David First's Music Makes the World a Better Place

Kyle Gann

Tuesday, April 8th 2003

The Downtown music scene has seemed slightly sleepy since 9-11, but one of the artists most closely affected drew a new lease on life from the tragedy. David First, the distance of whose apartment from Ground Zero is measured in yards rather than miles or blocks, jumped back within weeks with a self-produced pop song aptly called "Jump Back," an "ode to the people of New York." Since then he's come out with two new CDs and initiated a couple of series of performances, making strides in both aspects of his career at once, pop and experimental. Universary (Analysand) is a highly charged disc of songs with a bright dance beat. Dave's Waves (Ants) is an austere but lovely ambient disc of undulating harmonic tones. And First's March 24 concert at Harvestworks was the second unveiling of a new phase in his career that he calls, with characteristic humor, Operation: Kracpot.

It's not only the quantity of First's work since 9-11 that makes it seem like a determined rebound, but the music's resolute upbeatness.

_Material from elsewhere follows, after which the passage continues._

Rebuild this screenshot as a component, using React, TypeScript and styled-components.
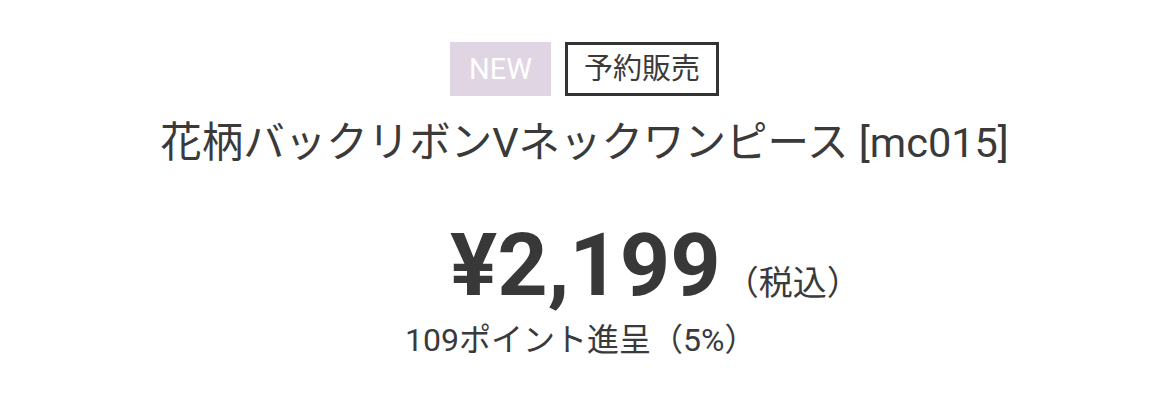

Universary does some interesting things in the background with tuning and beats (First tells me I can't always hear them), but the foreground is filled with vibrant dance beats and thoughtful but never angry or self-pitying lyrics: "Was nothing too bold or obscene?/We froze as all good was withdrawn/The agencies waging their faith/Claimed they knew God alone/Was God even home?" Dave's Waves, by contrast, is a continuum of electro-waves geared toward die-hard Phill Niblock and La Monte Young fans, but its liner notes make a claim for the healing, or at least relaxing, power of sine tones in the frequency range of the human brain's alpha waves. Whether rocking or droning, First is clearly trying to make the world a better place.

So much was evident at the Harvestworks concert as well. As we entered, soothing, lightly pulsating electronic tones already emanated from the loudspeakers. First is on a new kick—crackpot by his own admission—of basing his music on fluctutions in the earth's electromagnetic field, as translated from raw data sent to him by a geophysicist friend in Poker Flat, Alaska. As he explains it, lightning strikes the earth at many points at any given time, causing it to ring like a gigantic bell, though at subsonic frequencies. First takes this data over the Internet and transposes it upward several octaves so we can hear it as the drones underlying Operation: Kracpot's improv piece, The Music of the Sphere.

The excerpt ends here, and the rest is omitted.